Worksheet: Loyalty Program Blueprint
Decide your program model and its mechanics. Use your purchase frequency and margin from Section 1 to justify the choice.
  • Chosen program type (points, tiers, paid, punch, value)
  • Why this fits your frequency and margin
  • Earn rule (how customers accumulate value)
  • Reward rule (what they redeem and at what threshold)
  • Platform or tool you will use
  • Point expiry and any earning exclusions
Worksheet: Reward Economics Check
Run the earn-and-burn math to confirm the program is profitable. The net gain per customer should be positive after subtracting reward cost.
  • Target reward rate (% of spend)
  • Average annual customer spend ($)
  • Reward liability per customer ($)
  • Expected spend lift from program (%)
  • Extra gross profit from the lift ($)
  • Net gain per customer after reward cost ($)
Exercise: Design a Two-Sided Referral Program
Structure a referral offer that rewards both the advocate and the new customer while staying below your CAC.

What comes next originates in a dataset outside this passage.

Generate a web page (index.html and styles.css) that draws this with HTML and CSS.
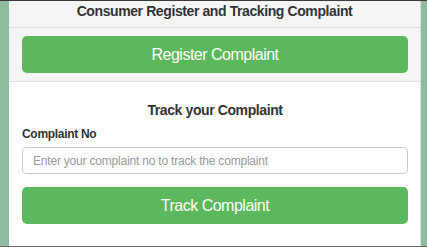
FILE: index.html
```html
<!DOCTYPE html>
<html lang="en">
<head>
  <meta charset="UTF-8">
  <meta name="viewport" content="width=device-width, initial-scale=1.0">
  <title>Consumer Complaint</title>
  <link rel="stylesheet" href="styles.css">
</head>
<body>

  <div class="frame">
    <div class="panel">
      <!-- Header -->
      <div class="header">Consumer Register and Tracking Complaint</div>

      <!-- Register -->
      <div class="register-box">
        <button class="btn-green" type="button">Register Complaint</button>
      </div>

      <!-- Track -->
      <div class="track-box">
        <h3>Track your Complaint</h3>
        <label for="complaintNo">Complaint No</label>
        <input type="text" id="complaintNo" placeholder="Enter your complaint no to track the complaint">
        <button class="btn-green" type="button">Track Complaint</button>
      </div>
    </div>
  </div>

</body>
</html>
```
FILE: styles.css
```css
* {
  box-sizing: border-box;
}
body, html {
  margin: 0;
  padding: 0;
  width: 100%;
  height: 100%;
  font-family: "Liberation Sans", Arial, sans-serif;
  color: #333;
  overflow: hidden;
}
.frame {
  height: 247px;
  background-color: #8dbc9e;
  border-top: 1px solid #3a3a3a;
  border-bottom: 1px solid #6a6a6a;
  padding: 0 6px 0 9px;
  display: flex;
}
.panel {
  flex: 1;
  background-color: #fff;
  border-right: 1px solid #ddd;
  display: flex;
  flex-direction: column;
}
.header {
  height: 27px;
  background-color: #f5f5f5;
  border-bottom: 1px solid #ddd;
  text-align: center;
  font-weight: bold;
  font-size: 14px;
  letter-spacing: -0.4px;
  line-height: 21px;
}
.register-box {
  background-color: #f5f5f5;
  border-bottom: 1px solid #e5e5e5;
  padding: 8px 12px 8px 13px;
}
.btn-green {
  display: block;
  width: 100%;
  height: 37px;
  background-color: #5cb85c;
  border: none;
  border-radius: 5px;
  color: #fff;
  font-family: "Liberation Sans", Arial, sans-serif;
  font-size: 16px;
  letter-spacing: -0.5px;
  cursor: pointer;
}
.track-box {
  padding: 0 12px 0 13px;
}
.track-box h3 {
  margin: 18px 0 0;
  text-align: center;
  font-size: 14px;
  letter-spacing: -0.4px;
  line-height: 20px;
}
.track-box label {
  display: block;
  margin-top: 5px;
  font-weight: bold;
  font-size: 12px;
  letter-spacing: -0.3px;
  line-height: 18px;
}
.track-box input {
  display: block;
  width: 100%;
  height: 27px;
  margin: 4px 0 13px;
  padding: 0 10px;
  border: 1px solid #ccc;
  border-radius: 4px;
  font-family: "Liberation Sans", Arial, sans-serif;
  font-size: 12px;
  letter-spacing: -0.2px;
  color: #555;
}
.track-box input::placeholder {
  color: #999;
}
```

  1. What reward goes to the referrer and what to the new customer?
  2. At what point does the reward trigger, and how will you verify a real purchase?

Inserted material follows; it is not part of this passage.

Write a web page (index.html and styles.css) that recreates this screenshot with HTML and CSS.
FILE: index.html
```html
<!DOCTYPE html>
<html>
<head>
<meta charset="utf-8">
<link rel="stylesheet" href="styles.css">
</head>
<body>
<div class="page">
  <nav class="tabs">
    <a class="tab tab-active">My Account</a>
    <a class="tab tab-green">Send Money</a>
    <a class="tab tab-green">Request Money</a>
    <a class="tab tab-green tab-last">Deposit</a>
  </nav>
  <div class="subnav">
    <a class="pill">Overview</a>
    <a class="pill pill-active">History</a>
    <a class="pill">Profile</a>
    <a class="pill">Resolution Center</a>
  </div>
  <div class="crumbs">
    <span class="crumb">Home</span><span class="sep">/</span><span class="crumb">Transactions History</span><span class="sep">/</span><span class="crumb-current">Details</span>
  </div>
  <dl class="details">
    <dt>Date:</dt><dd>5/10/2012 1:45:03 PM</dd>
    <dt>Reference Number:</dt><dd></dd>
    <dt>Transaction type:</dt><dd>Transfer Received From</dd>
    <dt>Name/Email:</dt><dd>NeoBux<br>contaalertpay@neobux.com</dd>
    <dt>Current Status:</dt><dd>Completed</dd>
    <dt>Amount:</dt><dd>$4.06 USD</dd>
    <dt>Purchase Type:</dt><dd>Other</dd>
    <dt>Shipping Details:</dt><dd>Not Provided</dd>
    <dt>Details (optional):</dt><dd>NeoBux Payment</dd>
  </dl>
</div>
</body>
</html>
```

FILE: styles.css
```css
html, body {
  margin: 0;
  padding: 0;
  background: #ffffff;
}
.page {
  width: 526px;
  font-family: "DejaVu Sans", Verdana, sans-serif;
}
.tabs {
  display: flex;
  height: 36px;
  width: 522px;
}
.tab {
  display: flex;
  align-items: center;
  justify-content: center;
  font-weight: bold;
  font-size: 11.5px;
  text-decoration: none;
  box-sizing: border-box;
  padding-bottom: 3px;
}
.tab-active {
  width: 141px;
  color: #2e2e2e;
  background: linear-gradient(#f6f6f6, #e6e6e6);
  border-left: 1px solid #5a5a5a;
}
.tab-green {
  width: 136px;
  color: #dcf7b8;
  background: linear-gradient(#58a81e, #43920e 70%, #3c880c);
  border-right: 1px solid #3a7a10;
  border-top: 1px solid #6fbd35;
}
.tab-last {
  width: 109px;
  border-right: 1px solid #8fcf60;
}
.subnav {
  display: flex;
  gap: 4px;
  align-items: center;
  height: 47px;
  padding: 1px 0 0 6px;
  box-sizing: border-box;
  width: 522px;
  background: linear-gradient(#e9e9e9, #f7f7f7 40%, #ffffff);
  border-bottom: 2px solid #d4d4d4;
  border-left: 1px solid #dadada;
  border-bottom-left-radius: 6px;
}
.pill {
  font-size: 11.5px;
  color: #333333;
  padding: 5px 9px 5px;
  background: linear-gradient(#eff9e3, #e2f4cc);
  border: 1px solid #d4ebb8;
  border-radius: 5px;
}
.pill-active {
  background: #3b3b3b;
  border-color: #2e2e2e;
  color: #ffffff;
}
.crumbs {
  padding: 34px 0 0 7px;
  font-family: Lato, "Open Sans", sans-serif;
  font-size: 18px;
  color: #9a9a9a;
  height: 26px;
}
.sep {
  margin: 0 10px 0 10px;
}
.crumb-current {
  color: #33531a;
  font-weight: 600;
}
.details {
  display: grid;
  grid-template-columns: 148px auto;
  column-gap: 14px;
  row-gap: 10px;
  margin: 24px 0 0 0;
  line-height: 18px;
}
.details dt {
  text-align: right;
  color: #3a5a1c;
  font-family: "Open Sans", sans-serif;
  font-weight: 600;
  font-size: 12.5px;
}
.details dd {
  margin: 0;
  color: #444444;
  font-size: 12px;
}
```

  3. At which peak-happiness moment will you ask loyal customers to refer?
Checklist: Loyalty Program Ready to Launch
  • Selected a program model matched to frequency and margin
  • Confirmed reward economics produce a positive net gain
  • Set point expiry and margin-protecting exclusions
  • Chosen a loyalty platform and configured earn/burn rules
  • Designed a two-sided referral offer below CAC
  • Planned the moment and channel to ask for referrals

Re-Engagement, Feedback Loops, and Measuring Impact

Win lapsed customers back, build a closed-loop feedback system, and prove the revenue impact of your retention work.
Worksheet: Win-Back Campaign Plan
Define your lapse windows from your average time between purchases, then plan the message and offer for each stage.

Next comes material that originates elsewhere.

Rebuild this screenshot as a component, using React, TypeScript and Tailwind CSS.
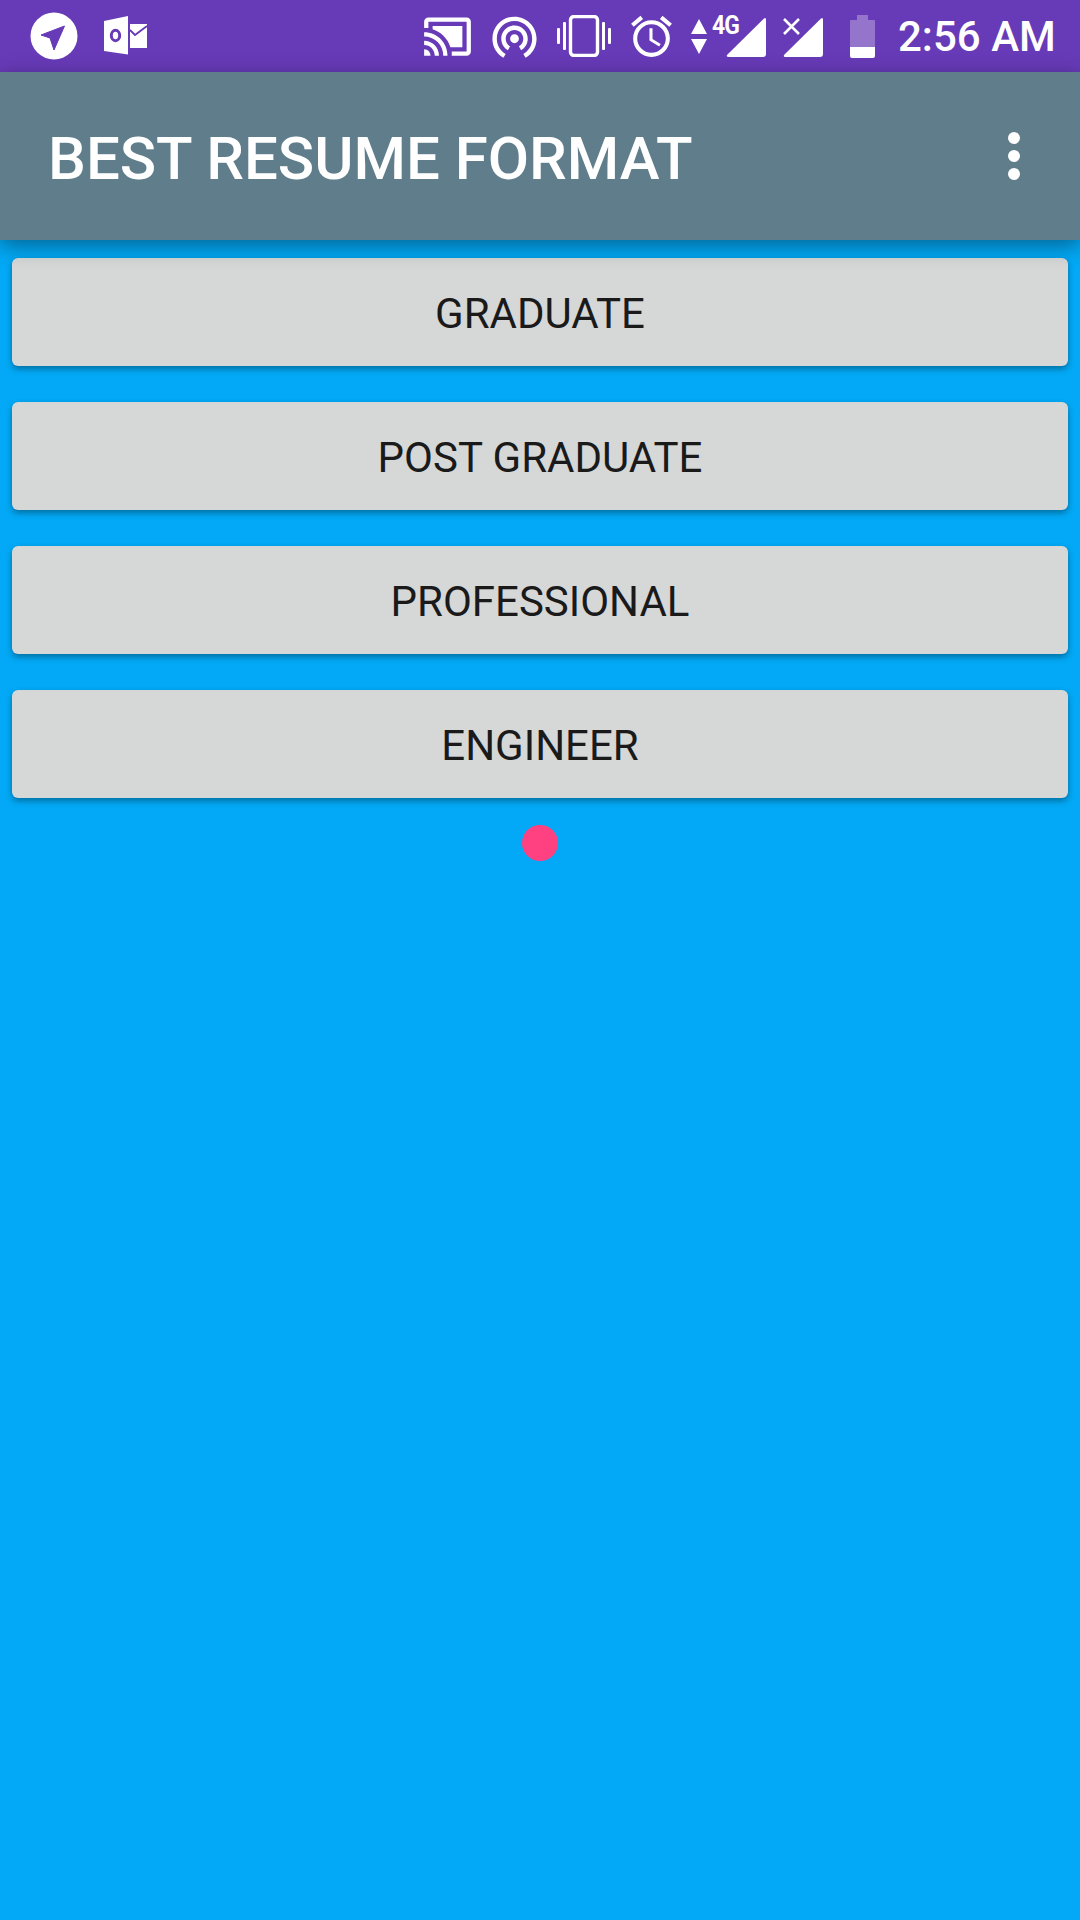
import { MdCastConnected, MdWifiTethering, MdAccessAlarm } from "react-icons/md";

const labels = ["GRADUATE", "POST GRADUATE", "PROFESSIONAL", "ENGINEER"];

function SendBadge() {
  return (
    <svg width="48" height="48" viewBox="0 0 48 48" className="ml-[30px] shrink-0">
      <circle cx="24" cy="24" r="23.5" fill="#fff" />
      <path d="M11 23 L34.5 14 L24 38 L20 26 Z" fill="#673ab7" stroke="#673ab7" strokeWidth="1" strokeLinejoin="round" />
    </svg>
  );
}

function Outlook() {
  return (
    <svg width="44" height="40" viewBox="0 0 44 40" className="ml-[26px] shrink-0">
      <path d="M0 5 L24 0 V38.5 L0 35 Z" fill="#fff" />
      <ellipse cx="11.5" cy="19.5" rx="4.2" ry="5.2" fill="none" stroke="#673ab7" strokeWidth="3" />
      <path d="M26 8 H43 V32 H26 Z" fill="#fff" />
      <path d="M26 14 L31 19 L43 10" fill="none" stroke="#673ab7" strokeWidth="1.8" />
    </svg>
  );
}

function Vibration() {
  return (
    <svg width="54" height="42" viewBox="0 0 54 42" className="ml-[16px] shrink-0" fill="#fff">
      <rect x="0" y="13" width="3" height="16" rx="1" />
      <rect x="6" y="7" width="3" height="28" rx="1" />
      <rect x="45" y="7" width="3" height="28" rx="1" />
      <rect x="51" y="13" width="3" height="16" rx="1" />
      <rect x="13.5" y="1.5" width="27" height="39" rx="3.5" fill="none" stroke="#fff" strokeWidth="3.4" />
    </svg>
  );
}

function Signal({ x }: { x?: boolean }) {
  return (
    <svg width="40" height="40" viewBox="0 0 40 40" className="shrink-0 overflow-visible">
      <path d="M1 38 L38 1.5 Q40 0 40 3 V37 Q40 40 37 40 H3 Q0 40 1 38 Z" fill="#fff" />
      {x && <path d="M1 2 L16 17 M16 2 L1 17" stroke="#fff" strokeWidth="2.6" />}
    </svg>
  );
}

function Battery() {
  return (
    <svg width="25" height="43" viewBox="0 0 25 43" className="ml-[27px] shrink-0">
      <path d="M7 0 H18 V5 H24 Q25 5 25 6 V32 H0 V6 Q0 5 1 5 H7 Z" fill="#fff" fillOpacity="0.3" />
      <path d="M0 32 H25 V41 Q25 43 23 43 H2 Q0 43 0 41 Z" fill="#fff" />
    </svg>
  );
}

function Arrows() {
  return (
    <svg width="16" height="35" viewBox="0 0 16 35" className="ml-[15px] shrink-0">
      <path d="M8 0 L16 15 H0 Z M0 20 H16 L8 35 Z" fill="#fff" />
    </svg>
  );
}

export default function App() {
  return (
    <div className="w-[1080px] h-[1920px] bg-[#03a9f6] flex flex-col overflow-hidden font-['Roboto',sans-serif]">
      <div className="h-[72px] bg-[#673ab7] flex items-center text-white shrink-0">
        <SendBadge />
        <Outlook />
        <MdCastConnected size={51} className="ml-[274px] shrink-0" />
        <MdWifiTethering size={53} className="ml-[15px] shrink-0" />
        <Vibration />
        <MdAccessAlarm size={49} className="ml-[16px] shrink-0" />
        <Arrows />
        <div className="relative ml-[19px] w-[40px] h-[40px] mt-[2px] shrink-0">
          <span className="absolute left-[-14px] top-[-4px] origin-left scale-x-[0.88] text-[26px] leading-[24px] font-bold tracking-[-1px]">4G</span>
          <Signal />
        </div>
        <div className="ml-[17px] mt-[2px] shrink-0"><Signal x /></div>
        <Battery />
        <span className="ml-[23px] mt-[2px] text-[42px] leading-[72px] font-medium whitespace-nowrap">2:56 AM</span>
      </div>
      <div className="relative z-10 h-[168px] bg-[#607d8b] shrink-0 flex items-center justify-between pl-[48px] pr-[30px] shadow-[0_6px_20px_rgba(0,0,0,0.4)]">
        <h1 className="text-white text-[60px] font-medium leading-none whitespace-nowrap pt-[5px]">BEST RESUME FORMAT</h1>
        <svg width="72" height="72" viewBox="0 0 72 72" className="shrink-0" fill="#fff">
          <circle cx="36" cy="18" r="6" />
          <circle cx="36" cy="36" r="6" />
          <circle cx="36" cy="54" r="6" />
        </svg>
      </div>
      <div className="flex flex-col items-center pt-[18px] px-3">
        <div className="flex flex-col gap-9 w-full">
          {labels.map((l) => (
            <button key={l} className="h-[108px] w-full pt-[4px] rounded-[6px] bg-[#d6d7d7] text-[#1a1a1a] text-[42px] leading-none shadow-[0_3px_6px_rgba(0,0,0,0.35)]">
              {l}
            </button>
          ))}
        </div>
        <div className="w-9 h-9 rounded-full bg-[#ff4081] mt-[27px]" />
      </div>
    </div>
  );
}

  • Average time between purchases (days)
  • At-risk window and its message/offer
  • Lapsed window and its message/offer
  • Dormant window and its final offer
  • Tool or platform running the automated flow
  • Suppression rule after the final attempt
Exercise: Stand Up Your Feedback Loop
Decide which survey metric fits each moment and how you will close the loop so feedback drives change.
  1. Where will you use NPS, CSAT, and CES across the customer journey?
  2. Who follows up with detractors, and within what time window?
  3. How will you ask promoters for reviews or referrals while they are enthusiastic?
Worksheet: Retention Impact Forecast
Model the revenue impact of a one-point churn improvement on your base so retention can earn budget.
  • Current customer base size
  • Current LTV ($)
  • Target churn reduction (percentage points)
  • New estimated LTV ($)
  • Added lifetime gross profit across the base ($)
  • Estimated program cost and resulting ROI
Checklist: Measurement and Loops Live
  • Defined lapse windows from real purchase-gap data
  • Built an automated win-back flow with escalating offers
  • Chose NPS, CSAT, and CES placements across the journey
  • Assigned detractor follow-up within 48 hours
  • Built a retention dashboard with the core metrics
  • Forecast the revenue impact and set a monthly review cadence

Your Action Plan

  1. Week 1: Compute your churn rate, retention rate, and LTV, and build a starter cohort table.
  2. Week 1: Turn on card-updater and a dunning retry sequence to stop involuntary churn.
  3. Week 2: Launch a cancel-flow exit survey and begin coding the reasons by count and revenue.
  4. Week 2: Identify your activation event and draft a welcome sequence that drives toward it.
  5. Week 3: Choose a loyalty model, run the reward economics, and confirm a positive net gain.
  6. Week 3: Configure the loyalty platform and a two-sided referral offer below your CAC.
  7. Week 4: Define lapse windows and build an automated win-back flow with escalating offers.
  8. Week 4: Place NPS, CSAT, and CES surveys and assign detractor follow-up within 48 hours.
  9. Week 5: Build the retention dashboard with the core metrics and set a monthly review day.
  10. Week 6: Forecast the revenue impact of a one-point churn cut and present the ROI to your team.